⟨

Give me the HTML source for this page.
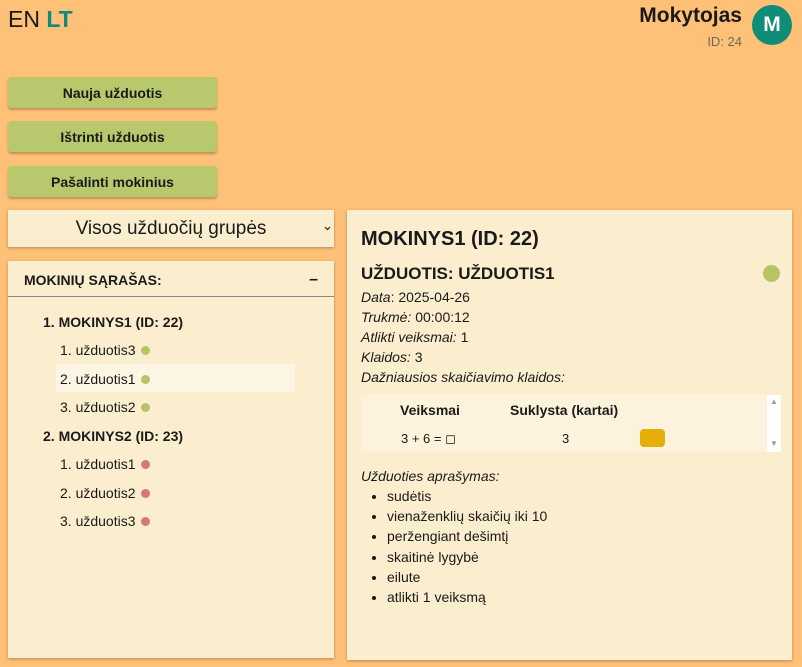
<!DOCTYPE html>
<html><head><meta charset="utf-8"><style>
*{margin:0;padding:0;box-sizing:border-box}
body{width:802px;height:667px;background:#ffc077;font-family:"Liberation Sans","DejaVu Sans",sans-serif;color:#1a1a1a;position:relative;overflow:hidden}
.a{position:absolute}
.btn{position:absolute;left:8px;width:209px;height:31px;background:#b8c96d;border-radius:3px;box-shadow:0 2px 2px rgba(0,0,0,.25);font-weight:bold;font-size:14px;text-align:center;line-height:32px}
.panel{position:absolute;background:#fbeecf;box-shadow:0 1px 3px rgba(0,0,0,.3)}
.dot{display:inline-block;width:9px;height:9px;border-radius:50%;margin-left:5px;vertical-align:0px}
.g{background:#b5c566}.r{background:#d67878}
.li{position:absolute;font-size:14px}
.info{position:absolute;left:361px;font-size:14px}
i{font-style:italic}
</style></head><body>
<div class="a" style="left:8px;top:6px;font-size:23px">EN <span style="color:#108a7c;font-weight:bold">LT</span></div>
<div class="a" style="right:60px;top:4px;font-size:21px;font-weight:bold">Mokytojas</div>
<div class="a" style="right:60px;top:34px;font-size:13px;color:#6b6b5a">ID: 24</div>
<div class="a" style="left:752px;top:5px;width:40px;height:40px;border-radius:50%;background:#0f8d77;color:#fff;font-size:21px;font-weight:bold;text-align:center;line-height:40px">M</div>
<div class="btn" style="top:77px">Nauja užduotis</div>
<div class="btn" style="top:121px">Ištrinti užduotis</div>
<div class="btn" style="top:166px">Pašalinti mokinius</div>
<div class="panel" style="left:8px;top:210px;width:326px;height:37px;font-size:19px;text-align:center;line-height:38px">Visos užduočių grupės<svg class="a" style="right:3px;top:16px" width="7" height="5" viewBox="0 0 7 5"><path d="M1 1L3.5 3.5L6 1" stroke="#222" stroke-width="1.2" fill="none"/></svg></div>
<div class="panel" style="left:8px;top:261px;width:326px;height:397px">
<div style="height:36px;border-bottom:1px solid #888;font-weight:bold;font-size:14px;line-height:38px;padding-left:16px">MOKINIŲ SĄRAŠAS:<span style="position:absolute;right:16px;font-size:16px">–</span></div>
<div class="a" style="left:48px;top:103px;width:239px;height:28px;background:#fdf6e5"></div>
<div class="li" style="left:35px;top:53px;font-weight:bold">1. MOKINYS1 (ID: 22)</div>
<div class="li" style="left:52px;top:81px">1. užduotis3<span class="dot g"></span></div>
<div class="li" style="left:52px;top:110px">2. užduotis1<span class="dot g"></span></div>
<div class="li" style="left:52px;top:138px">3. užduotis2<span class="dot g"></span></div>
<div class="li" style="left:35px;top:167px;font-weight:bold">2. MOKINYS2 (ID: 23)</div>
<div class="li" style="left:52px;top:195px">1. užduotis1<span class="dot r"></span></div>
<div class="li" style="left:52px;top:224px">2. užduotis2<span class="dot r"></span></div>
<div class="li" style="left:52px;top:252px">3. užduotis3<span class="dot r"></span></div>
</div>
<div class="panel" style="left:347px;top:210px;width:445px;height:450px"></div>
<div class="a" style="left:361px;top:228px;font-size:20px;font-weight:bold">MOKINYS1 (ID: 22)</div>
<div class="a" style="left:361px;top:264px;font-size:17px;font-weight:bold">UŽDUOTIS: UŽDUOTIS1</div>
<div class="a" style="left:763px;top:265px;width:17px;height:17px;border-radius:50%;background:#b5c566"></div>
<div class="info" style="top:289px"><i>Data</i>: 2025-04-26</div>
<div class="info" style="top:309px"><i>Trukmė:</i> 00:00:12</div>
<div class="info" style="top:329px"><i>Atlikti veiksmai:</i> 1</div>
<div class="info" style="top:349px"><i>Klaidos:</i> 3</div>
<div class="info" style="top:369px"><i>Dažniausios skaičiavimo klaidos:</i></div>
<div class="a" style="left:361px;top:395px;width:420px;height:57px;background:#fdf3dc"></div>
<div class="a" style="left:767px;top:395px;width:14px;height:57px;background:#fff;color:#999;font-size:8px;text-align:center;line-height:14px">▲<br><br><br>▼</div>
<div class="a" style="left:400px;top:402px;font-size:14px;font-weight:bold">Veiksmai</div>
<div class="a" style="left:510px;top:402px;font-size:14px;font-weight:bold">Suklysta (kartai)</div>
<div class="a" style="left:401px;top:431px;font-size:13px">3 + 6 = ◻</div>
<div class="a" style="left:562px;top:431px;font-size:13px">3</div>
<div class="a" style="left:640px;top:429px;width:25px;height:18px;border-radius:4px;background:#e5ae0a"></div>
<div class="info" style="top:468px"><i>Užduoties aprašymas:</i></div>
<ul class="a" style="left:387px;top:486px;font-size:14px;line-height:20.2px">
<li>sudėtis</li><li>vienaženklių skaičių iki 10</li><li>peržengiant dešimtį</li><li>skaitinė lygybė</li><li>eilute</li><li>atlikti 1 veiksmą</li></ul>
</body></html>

⟩

What to work on
Reproduce the material above verbatim; omit every picture.

Output of the task
Give me the HTML source for this page.
<!DOCTYPE html>
<html><head><meta charset="utf-8"><style>
*{margin:0;padding:0;box-sizing:border-box}
body{width:802px;height:667px;background:#ffc077;font-family:"Liberation Sans","DejaVu Sans",sans-serif;color:#1a1a1a;position:relative;overflow:hidden}
.a{position:absolute}
.btn{position:absolute;left:8px;width:209px;height:31px;background:#b8c96d;border-radius:3px;box-shadow:0 2px 2px rgba(0,0,0,.25);font-weight:bold;font-size:14px;text-align:center;line-height:32px}
.panel{position:absolute;background:#fbeecf;box-shadow:0 1px 3px rgba(0,0,0,.3)}
.dot{display:inline-block;width:9px;height:9px;border-radius:50%;margin-left:5px;vertical-align:0px}
.g{background:#b5c566}.r{background:#d67878}
.li{position:absolute;font-size:14px}
.info{position:absolute;left:361px;font-size:14px}
i{font-style:italic}
</style></head><body>
<div class="a" style="left:8px;top:6px;font-size:23px">EN <span style="color:#108a7c;font-weight:bold">LT</span></div>
<div class="a" style="right:60px;top:4px;font-size:21px;font-weight:bold">Mokytojas</div>
<div class="a" style="right:60px;top:34px;font-size:13px;color:#6b6b5a">ID: 24</div>
<div class="a" style="left:752px;top:5px;width:40px;height:40px;border-radius:50%;background:#0f8d77;color:#fff;font-size:21px;font-weight:bold;text-align:center;line-height:40px">M</div>
<div class="btn" style="top:77px">Nauja užduotis</div>
<div class="btn" style="top:121px">Ištrinti užduotis</div>
<div class="btn" style="top:166px">Pašalinti mokinius</div>
<div class="panel" style="left:8px;top:210px;width:326px;height:37px;font-size:19px;text-align:center;line-height:38px">Visos užduočių grupės<svg class="a" style="right:3px;top:16px" width="7" height="5" viewBox="0 0 7 5"><path d="M1 1L3.5 3.5L6 1" stroke="#222" stroke-width="1.2" fill="none"/></svg></div>
<div class="panel" style="left:8px;top:261px;width:326px;height:397px">
<div style="height:36px;border-bottom:1px solid #888;font-weight:bold;font-size:14px;line-height:38px;padding-left:16px">MOKINIŲ SĄRAŠAS:<span style="position:absolute;right:16px;font-size:16px">–</span></div>
<div class="a" style="left:48px;top:103px;width:239px;height:28px;background:#fdf6e5"></div>
<div class="li" style="left:35px;top:53px;font-weight:bold">1. MOKINYS1 (ID: 22)</div>
<div class="li" style="left:52px;top:81px">1. užduotis3<span class="dot g"></span></div>
<div class="li" style="left:52px;top:110px">2. užduotis1<span class="dot g"></span></div>
<div class="li" style="left:52px;top:138px">3. užduotis2<span class="dot g"></span></div>
<div class="li" style="left:35px;top:167px;font-weight:bold">2. MOKINYS2 (ID: 23)</div>
<div class="li" style="left:52px;top:195px">1. užduotis1<span class="dot r"></span></div>
<div class="li" style="left:52px;top:224px">2. užduotis2<span class="dot r"></span></div>
<div class="li" style="left:52px;top:252px">3. užduotis3<span class="dot r"></span></div>
</div>
<div class="panel" style="left:347px;top:210px;width:445px;height:450px"></div>
<div class="a" style="left:361px;top:228px;font-size:20px;font-weight:bold">MOKINYS1 (ID: 22)</div>
<div class="a" style="left:361px;top:264px;font-size:17px;font-weight:bold">UŽDUOTIS: UŽDUOTIS1</div>
<div class="a" style="left:763px;top:265px;width:17px;height:17px;border-radius:50%;background:#b5c566"></div>
<div class="info" style="top:289px"><i>Data</i>: 2025-04-26</div>
<div class="info" style="top:309px"><i>Trukmė:</i> 00:00:12</div>
<div class="info" style="top:329px"><i>Atlikti veiksmai:</i> 1</div>
<div class="info" style="top:349px"><i>Klaidos:</i> 3</div>
<div class="info" style="top:369px"><i>Dažniausios skaičiavimo klaidos:</i></div>
<div class="a" style="left:361px;top:395px;width:420px;height:57px;background:#fdf3dc"></div>
<div class="a" style="left:767px;top:395px;width:14px;height:57px;background:#fff;color:#999;font-size:8px;text-align:center;line-height:14px">▲<br><br><br>▼</div>
<div class="a" style="left:400px;top:402px;font-size:14px;font-weight:bold">Veiksmai</div>
<div class="a" style="left:510px;top:402px;font-size:14px;font-weight:bold">Suklysta (kartai)</div>
<div class="a" style="left:401px;top:431px;font-size:13px">3 + 6 = ◻</div>
<div class="a" style="left:562px;top:431px;font-size:13px">3</div>
<div class="a" style="left:640px;top:429px;width:25px;height:18px;border-radius:4px;background:#e5ae0a"></div>
<div class="info" style="top:468px"><i>Užduoties aprašymas:</i></div>
<ul class="a" style="left:387px;top:486px;font-size:14px;line-height:20.2px">
<li>sudėtis</li><li>vienaženklių skaičių iki 10</li><li>peržengiant dešimtį</li><li>skaitinė lygybė</li><li>eilute</li><li>atlikti 1 veiksmą</li></ul>
</body></html>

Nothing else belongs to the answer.